When entering spaces or businesses where persons are waiting or gathered, such as Government offices, it is common to greet the room with a ‘good morning’, ‘morning, morning, morning’, or ‘good afternoon’.
Within the local community, it’s common to arrive on ‘island time’, that is to say 5-40 minutes late. It’s a little different with tourism-oriented business, as there are usually stricter times with regard to schedules, etc. If you hear someone refer to ‘island time’, it means likely arriving late.
Clothing and Attire
Some businesses have restrictions on beachwear being permitted attire for entry, with notable inclusions being the main supermarkets. Security guards will generally refuse entry for women wearing bikinis or men without shirts.
This isn’t the case with beach restaurants, which generally allow any beach attire. Note that some staff and other patrons may take offense at scanty clothing, and it frequently makes the rounds on social media every couple of weeks.
Most restaurants have a casual dress code, including the more expensive ones. No restaurant on Providenciales requires formal dress, such as a tie/suit for men or similar attire for women.
There is no sales tax, VAT, or GST in the Turks and Caicos, but most tourism-oriented businesses, including all accommodations, charge a 12% Hotel and Tourism Tax.
In addition, some accommodations also add a 5% Facility Fee, which is just another charge that businesses may keep, but isn’t taxed by the Government.
Many tourism businesses also charge Service Charge, which is similar to a tip or gratuity, but is different in that all non-managerial employees of a business share it, and not just the staff who you deal with.
Tourism Tax, Service Charge and Facility Fee, if present, are the only mandatory taxes. Anything else, such as City Tax or any other tax, is not a legal tax and you should not pay it.
Note that some businesses use U.S. software, and the 12% Tourism Tax is labeled as 12% Sales Tax.
Tips of around 15% are expected for nearly all service jobs in the Turks and Caicos, such as taxi drivers and waiters.
Some businesses automatically include gratuity on bills, so check first.
Service Charge vs Gratuity (Tip)
Some businesses charge Service Charge, which is up to 10%, and different from an optional gratuity or tip. Some businesses charge a higher amount, however, this is illegal. Service Charge is shared by all non-managerial employees of a business, and not just the person you deal with.

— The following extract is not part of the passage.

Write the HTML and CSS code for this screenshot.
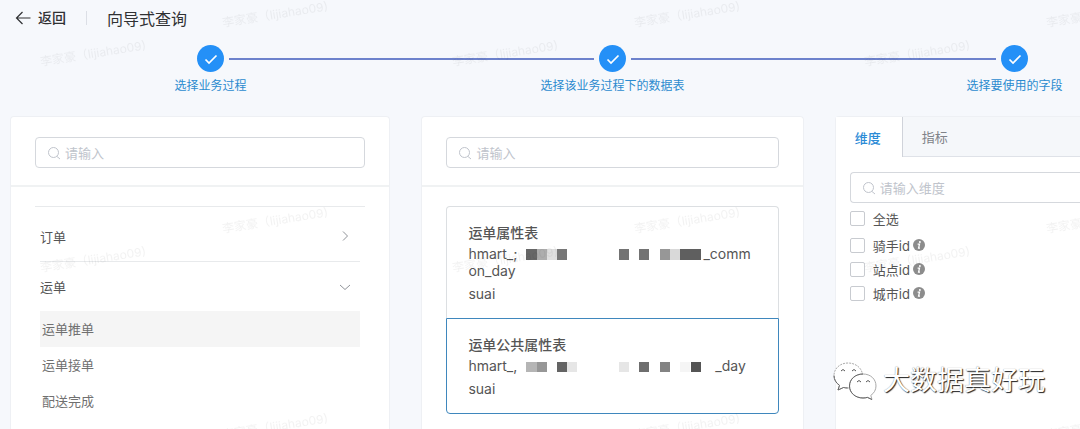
FILE: index.html
```html
<!DOCTYPE html>
<html lang="zh-CN">
<head>
    <meta charset="UTF-8">
    <meta name="viewport" content="width=device-width, initial-scale=1.0">
    <title>向导式查询</title>
    <link rel="stylesheet" href="styles.css">
</head>
<body>
    <!-- Shared icons -->
    <svg class="sprite" aria-hidden="true">
        <symbol id="icon-check" viewBox="0 0 14 14">
            <path d="M1.500 7.500 5 11 12.500 3.500" fill="none" stroke="#fff" stroke-width="1.700"/>
        </symbol>
        <symbol id="icon-search" viewBox="0 0 14 14">
            <circle cx="6.5" cy="6.5" r="5" fill="none" stroke="currentColor"/>
            <path d="M10 10.5 13 13" fill="none" stroke="currentColor"/>
        </symbol>
        <symbol id="icon-info" viewBox="0 0 12 12">
            <circle cx="6" cy="6" r="6" fill="#8c8c8c"/>
            <circle cx="6.9" cy="2.9" r="1" fill="#fff"/>
            <path d="M4.6 5.2H6.5L5.6 9.2H7" fill="none" stroke="#fff" stroke-width="1.3"/>
        </symbol>
    </svg>

    <header class="topbar">
        <button type="button" class="back">
            <svg width="16" height="14" viewBox="0 0 16 14" aria-hidden="true"><path d="M15.500 7H1.500M7.500 1 1.500 7l6 6" fill="none" stroke="currentColor" stroke-width="1.200"/></svg>
            返回
        </button>
        <h1 class="title">向导式查询</h1>
    </header>

    <div class="steps">
        <div class="step">
            <span class="step-icon"><svg width="14" height="14"><use href="#icon-check"/></svg></span>
            <span class="step-label">选择业务过程</span>
        </div>
        <div class="step-line"></div>
        <div class="step">
            <span class="step-icon"><svg width="14" height="14"><use href="#icon-check"/></svg></span>
            <span class="step-label">选择该业务过程下的数据表</span>
        </div>
        <div class="step-line"></div>
        <div class="step">
            <span class="step-icon"><svg width="14" height="14"><use href="#icon-check"/></svg></span>
            <span class="step-label">选择要使用的字段</span>
        </div>
    </div>

    <main class="panels">
        <section class="panel">
            <div class="panel-head">
                <label class="search">
                    <svg width="14" height="14" aria-hidden="true"><use href="#icon-search"/></svg>
                    <input type="text" placeholder="请输入" aria-label="搜索业务过程">
                </label>
            </div>
            <div class="process-list">
                <button type="button" class="group">
                    订单
                    <svg width="12" height="12" viewBox="0 0 12 12" aria-hidden="true"><path d="M4 1.500 8.500 6 4 10.500" fill="none" stroke="#909399"/></svg>
                </button>
                <button type="button" class="group open" aria-expanded="true">
                    运单
                    <svg width="12" height="12" viewBox="0 0 12 12" aria-hidden="true"><path d="M1 4 6 8.500 11 4" fill="none" stroke="#909399"/></svg>
                </button>
                <button type="button" class="item active">运单推单</button>
                <button type="button" class="item">运单接单</button>
                <button type="button" class="item">配送完成</button>
            </div>
        </section>

        <section class="panel">
            <div class="panel-head">
                <label class="search">
                    <svg width="14" height="14" aria-hidden="true"><use href="#icon-search"/></svg>
                    <input type="text" placeholder="请输入" aria-label="搜索数据表">
                </label>
            </div>
            <div class="table-list">
                <button type="button" class="card">
                    <span class="card-title">运单属性表</span>
                    <span class="card-name">hmart_;<svg class="mask" width="186" height="12" viewBox="0 0 186 12" aria-hidden="true">
                        <path d="M9 0h11v11H9z" fill="#676767"/>
                        <path d="M20 0h10v11H20z" fill="#adadad"/>
                        <path d="M30 0h10v11H30z" fill="#dfdfdf"/>
                        <path d="M40 0h10v11H40z" fill="#777"/>
                        <path d="M102 0h10v11h-10zM122 0h10v11h-10z" fill="#737373"/>
                        <path d="M143 0h10v11h-10z" fill="#979797"/>
                        <path d="M153 0h10v11h-10z" fill="#d9d9d9"/>
                        <path d="M163 0h21v11h-21z" fill="#5f5f5f"/>
                    </svg>_common_day</span>
                    <span class="card-owner">suai</span>
                </button>
                <button type="button" class="card selected">
                    <span class="card-title">运单公共属性表</span>
                    <span class="card-name">hmart_,<svg class="mask" width="198" height="12" viewBox="0 0 198 12" aria-hidden="true">
                        <path d="M9 1h11v10H9z" fill="#b5b5b5"/>
                        <path d="M20 1h10v10H20z" fill="#979797"/>
                        <path d="M40 1h10v10H40z" fill="#646464"/>
                        <path d="M50 1h10v10H50zM102 1h10v10h-10z" fill="#e6e6e6"/>
                        <path d="M122 1h10v10h-10z" fill="#6e6e6e"/>
                        <path d="M143 1h10v10h-10z" fill="#838383"/>
                        <path d="M163 1h10v10h-10z" fill="#f5f5f5"/>
                        <path d="M174 1h10v10h-10z" fill="#555"/>
                    </svg>_day</span>
                    <span class="card-owner">suai</span>
                </button>
            </div>
        </section>

        <section class="panel panel-fields">
            <div class="tabs" role="tablist">
                <button type="button" class="tab active" role="tab" aria-selected="true">维度</button>
                <button type="button" class="tab" role="tab" aria-selected="false">指标</button>
            </div>
            <div class="fields">
                <label class="search">
                    <svg width="14" height="14" aria-hidden="true"><use href="#icon-search"/></svg>
                    <input type="text" placeholder="请输入维度" aria-label="搜索维度">
                </label>
                <label class="check check-all"><input type="checkbox">全选</label>
                <label class="check"><input type="checkbox"><span>骑手id</span><svg width="12" height="12"><use href="#icon-info"/></svg></label>
                <label class="check"><input type="checkbox"><span>站点id</span><svg width="12" height="12"><use href="#icon-info"/></svg></label>
                <label class="check"><input type="checkbox"><span>城市id</span><svg width="12" height="12"><use href="#icon-info"/></svg></label>
            </div>
        </section>
    </main>

    <!-- Repeating user watermark -->
    <svg class="watermark" aria-hidden="true">
        <defs>
            <pattern id="user-mark" width="412" height="206" patternUnits="userSpaceOnUse">
                <text transform="translate(41 66) rotate(-9)">李家豪（lijiahao09)</text>
                <text transform="translate(223 27) rotate(-9)">李家豪（lijiahao09)</text>
            </pattern>
        </defs>
        <rect width="100%" height="100%" fill="url(#user-mark)"/>
    </svg>

    <div class="brand">
        <svg width="44" height="38" viewBox="0 0 44 38" aria-hidden="true">
            <g fill="#fff" stroke="#aaa" stroke-width="1" stroke-linejoin="round">
                <path d="M15 1C7 1 1 6.500 1 13.500c0 4 2 7.500 5.500 9.800L5 28l5.500-2.500c1.500.4 3 .5 4.500.5 8 0 14.500-5.500 14.500-12.500S23 1 15 1z" stroke-dasharray="2 1"/>
                <path d="M30 12c-7.500 0-13.500 5-13.500 12S22.500 36 30 36c1.600 0 3-.2 4.400-.6L39 37.500l-1.200-4.100c3.200-2.200 5.200-5.500 5.200-9.400 0-7-5.500-12-13-12z"/>
            </g>
            <path d="M1 13.500c0 4 2 7.500 5.500 9.800L5 28l5.500-2.500c1.500.4 3 .5 4.500.5M30 12c-7.500 0-13.500 5-13.500 12S22.500 36 30 36c1.600 0 3-.2 4.400-.6L39 37.500" fill="none" stroke="#666"/>
            <path d="M8 9q2-3 4 0M19 9q2-3 4 0M24 20q2-3 4 0M33 20q2-3 4 0" fill="none" stroke="#555"/>
        </svg>
        <span>大数据真好玩</span>
    </div>
</body>
</html>
```
FILE: styles.css
```css
* {
    box-sizing: border-box;
}

body {
    position: relative;
    display: flex;
    flex-direction: column;
    min-height: 100vh;
    margin: 0;
    overflow: hidden;
    background: #f6f8fc;
    color: #555;
    font-family: Inter, "Noto Sans CJK SC", sans-serif;
    font-size: 13px;
}

button, input {
    margin: 0;
    font: inherit;
    color: inherit;
}

button {
    padding: 0;
    border: 0;
    background: none;
    text-align: left;
    cursor: pointer;
}

.sprite {
    position: absolute;
    width: 0;
    height: 0;
}

/* Header */
.topbar {
    display: flex;
    align-items: center;
    height: 35px;
    padding-left: 15px;
    color: #303133;
}

.back {
    display: flex;
    align-items: center;
    gap: 7px;
    padding-right: 20px;
    font-size: 14px;
    font-weight: 500;
    line-height: 14px;
    border-right: 1px solid #dcdfe6;
}

.title {
    margin: 0 0 0 20px;
    font-size: 16px;
    font-weight: 400;
}

/* Steps */
.steps {
    display: flex;
    align-items: flex-start;
    padding: 10px 52px 0 197px;
}

.step {
    display: flex;
    flex-direction: column;
    align-items: center;
    width: 27px;
    height: 71px;
}

.step-icon {
    display: flex;
    flex: none;
    align-items: center;
    justify-content: center;
    width: 27px;
    height: 27px;
    border-radius: 50%;
    background: #2490f7;
}

.step-label {
    margin-top: 5px;
    color: #2c8bcf;
    font-size: 12px;
    line-height: 18px;
    white-space: nowrap;
}

.step-line {
    flex: 1;
    height: 2px;
    margin: 13px 5px 0;
    background: #6d82cc;
}

/* Panels */
.panels {
    display: grid;
    flex: 1;
    grid-template-columns: 380fr 382fr 245fr;
    gap: 31px;
    padding-left: 10px;
}

.panel {
    min-width: 0;
    border: 1px solid #eef0f4;
    border-bottom: 0;
    border-radius: 4px 4px 0 0;
    background: #fff;
}

.panel-head {
    padding: 20px 24px 17px;
    border-bottom: 2px solid #f0f2f3;
}

.search {
    display: flex;
    align-items: center;
    gap: 4px;
    height: 31px;
    padding: 0 11px;
    border: 1px solid #d5d8dd;
    border-radius: 4px;
    color: #c0c4cc;
}

.search svg {
    flex: none;
}

.search input {
    flex: 1;
    min-width: 0;
    padding: 0;
    border: 0;
    outline: 0;
    background: none;
    color: #555;
}

.search input::placeholder {
    color: #c0c4cc;
}

.process-list {
    margin: 19px 24px 0;
    padding: 0 5px;
    border-top: 1px solid #e8eaec;
}

.group {
    display: flex;
    align-items: center;
    justify-content: space-between;
    width: 100%;
    height: 55px;
    padding: 4px 9px 0 0;
    border-bottom: 1px solid #e8eaec;
}

.group.open {
    height: 49px;
    padding: 0 9px 0 0;
    border-bottom: 0;
}

.item {
    display: block;
    width: 100%;
    height: 36px;
    padding: 0 0 2px 2px;
    color: #707070;
}

.item.active {
    background: #f5f5f5;
}

/* Table cards */
.table-list {
    padding: 19px 24px 0;
}

.card {
    display: block;
    width: 100%;
    padding: 16px 21px 15px;
    border: 1px solid #dcdfe2;
    border-bottom: 0;
    border-radius: 4px 4px 0 0;
    font-size: 14px;
}

.card.selected {
    border: 1px solid #3f87bd;
    border-radius: 0 0 4px 4px;
}

.card span {
    display: block;
}

.card-title {
    font-weight: 500;
    line-height: 20px;
}

.card-name {
    margin-top: 2px;
    line-height: 17px;
    word-break: break-all;
}

.card .card-owner {
    margin-top: 6px;
    line-height: 18px;
}

.mask {
    vertical-align: -2px;
}

/* Fields */
.panel-fields {
    border-right: 0;
    border-radius: 4px 0 0 0;
}

.tabs {
    display: flex;
    height: 40px;
    border-bottom: 1px solid #dfe2e8;
    background: #f5f7fa;
}

.tab {
    padding: 0 19px;
    color: #808389;
}

.tab.active {
    height: 40px;
    padding: 0 21px 0 19px;
    border-right: 1px solid #d0d3da;
    background: #fff;
    color: #2c8bd6;
    font-weight: 500;
}

.fields {
    padding: 15px 0 0 14px;
}

.fields .search {
    border-right: 0;
    border-radius: 4px 0 0 4px;
}

.check {
    display: flex;
    align-items: center;
    height: 24px;
}

.check-all {
    height: 30px;
}

.check input {
    width: 15px;
    height: 15px;
    margin-right: 8px;
    border: 1px solid #c8cbd0;
    border-radius: 2px;
    background: #fff;
    appearance: none;
}

.check input:checked {
    border-color: #2490f7;
    background: #2490f7;
}

.check svg {
    margin-left: 3px;
}

/* Overlays */
.watermark {
    position: absolute;
    inset: 0;
    width: 100%;
    height: 100%;
    pointer-events: none;
}

.watermark text {
    fill: #000;
    fill-opacity: 0.05;
    font-size: 12px;
}

.brand {
    position: absolute;
    right: 35px;
    bottom: 28px;
    display: flex;
    align-items: center;
    gap: 6px;
    color: #fff;
    font-size: 27px;
    line-height: 40px;
    text-shadow: 1px 1px 1px #222, 0 0 1px #888;
    pointer-events: none;
}
```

If you are at a business that charges Service Charge, you can decide how much gratuity to leave above this amount, which normally goes to your server only. We recommend leaving at least an additional 5%, to bring the total Service Charge and gratuity up to the expected 15%.
Practices to Avoid
Common criticisms of visitors to the Turks and Caicos include poor driving practices, referring to the Turks and Caicos as ‘Turks’, using strongly pungent sunscreens, and wearing especially casual clothing outside of a beach or boating setting.
The general driving practices and skills of many residents in the Turks and Caicos are remarkably poor, yet it’s nevertheless common for inhabitants to criticize tourists that drive on the wrong side of the road or incorrectly use roundabouts. Residents and visitors that are not familiar with the UK Highway Code protocol should see Driving in the Turks and Caicos.
Some more environmentally conscious residents strongly dislike when visitors feed the wildlife, touch or stand on the reef, fish or collect conch in protected areas, create stone stacks, chase or harass marine mammals and wildlife, drive on the beach, or use sunscreens in the ocean that are damaging to the reef.